Redden a tissé des liens particuliers avec Heatley, durant les belles années du Trio Pizza. Les deux coéquipiers des Sénateurs passaient leurs étés dans la région de Kelowna, en Colombie-Britannique.

«On s’entraînait ensemble, avec d’autres hockeyeurs qui vivaient dans le coin. Je peux vous assurer que lors de nos matchs amicaux estivaux, Heater n’était pas le type le plus populaire. Voyez-vous, il ne s’empêchait jamais de décocher des lancers sur réception. Et personne n’aimait recevoir un de ces lancers sur une cheville», raconte Redden. «Heater voulait toujours marquer des buts. C’est pour ça qu’il jouait. C’était une bonne façon de voir les choses.»

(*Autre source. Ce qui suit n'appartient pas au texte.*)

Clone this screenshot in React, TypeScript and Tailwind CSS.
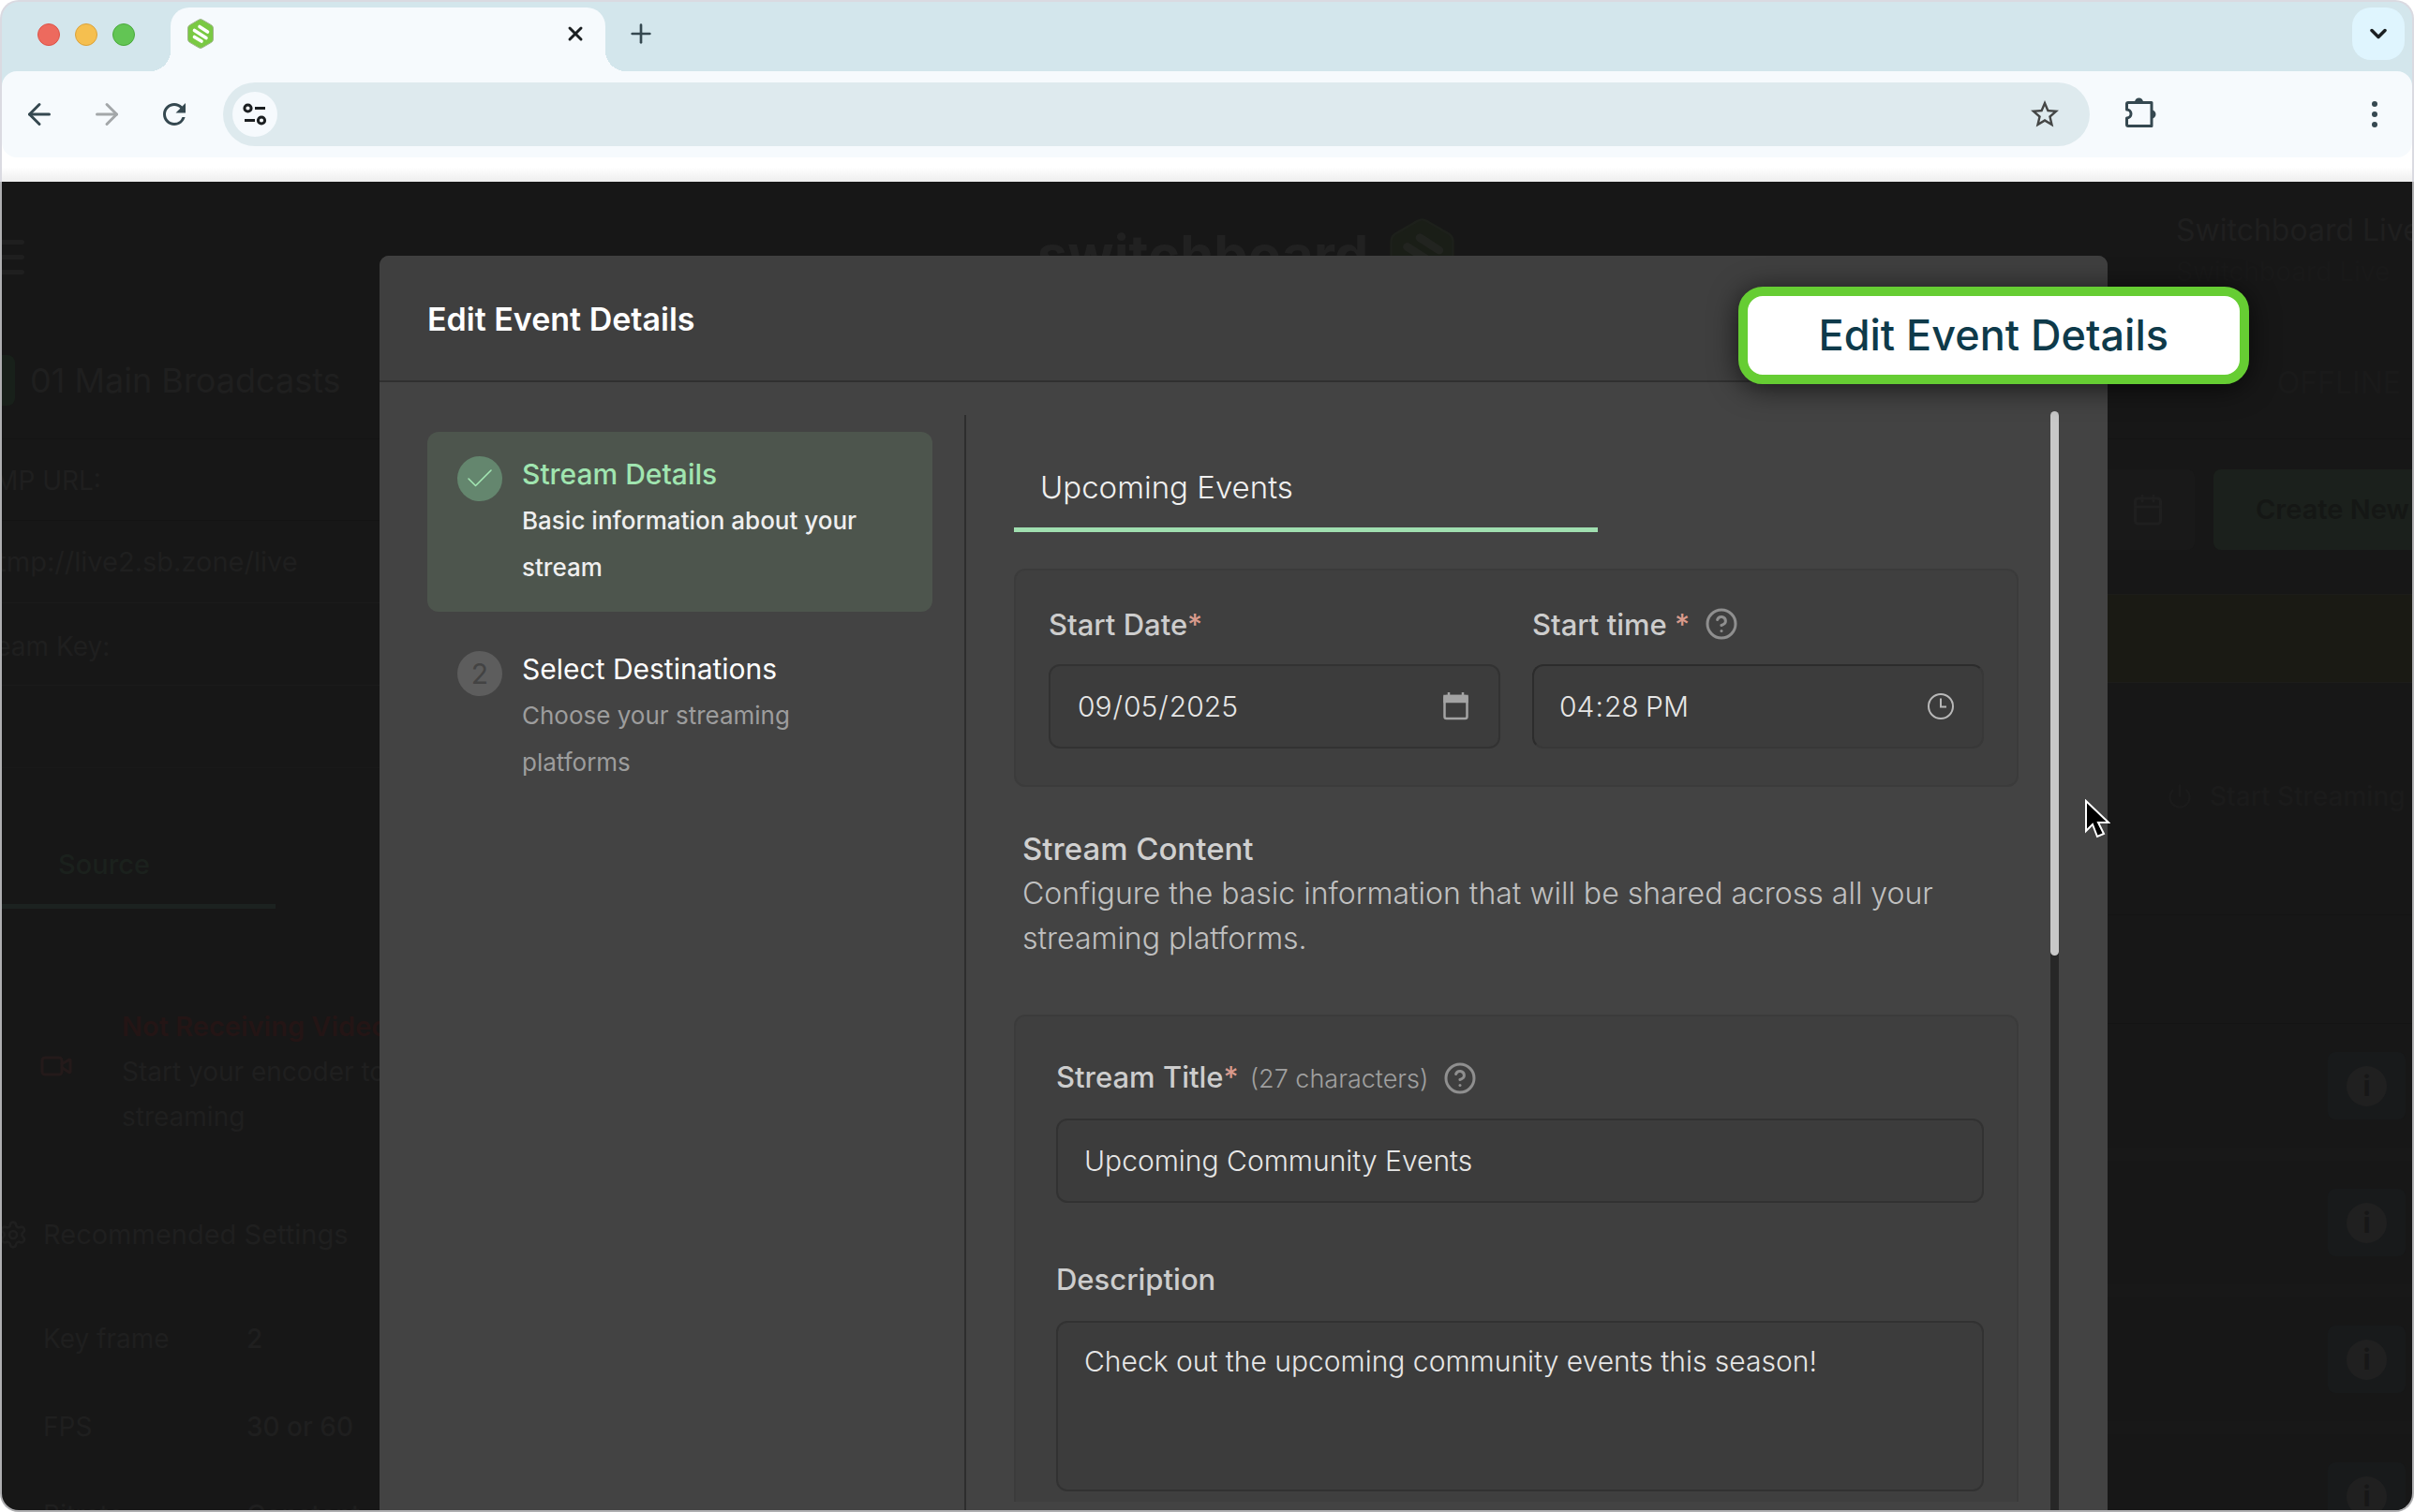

À l’époque, Heatley aimait lancer, par-dessus tout. Plus il lançait, plus il avait de chances de marquer.

«Ses lancers n’étaient pas toujours les plus beaux, les plus puissants ou les plus précis», se souvient Vermette. «Souvent, la rondelle se frayait un chemin. Il avait juste confiance en ses moyens. Il trouvait une façon de surprendre le gardien.»

Heatley avait l’habitude de dire quelque chose que Neil n’a jamais oublié.

«Il me disait que 60 % de ses tirs ratés se retrouvaient dans le filet. Parfois, quand il voulait lancer dans le haut du filet, il pouvait lui arriver de surprendre le gardien adverse entre les jambières. La clé du succès, c’était de lancer vers le filet», explique Neil.

Neil s’implique depuis quelques années comme entraîneur de hockey mineur à Ottawa. Il lui arrive à l’occasion de partager cette anecdote avec les jeunes joueurs qu’il dirige.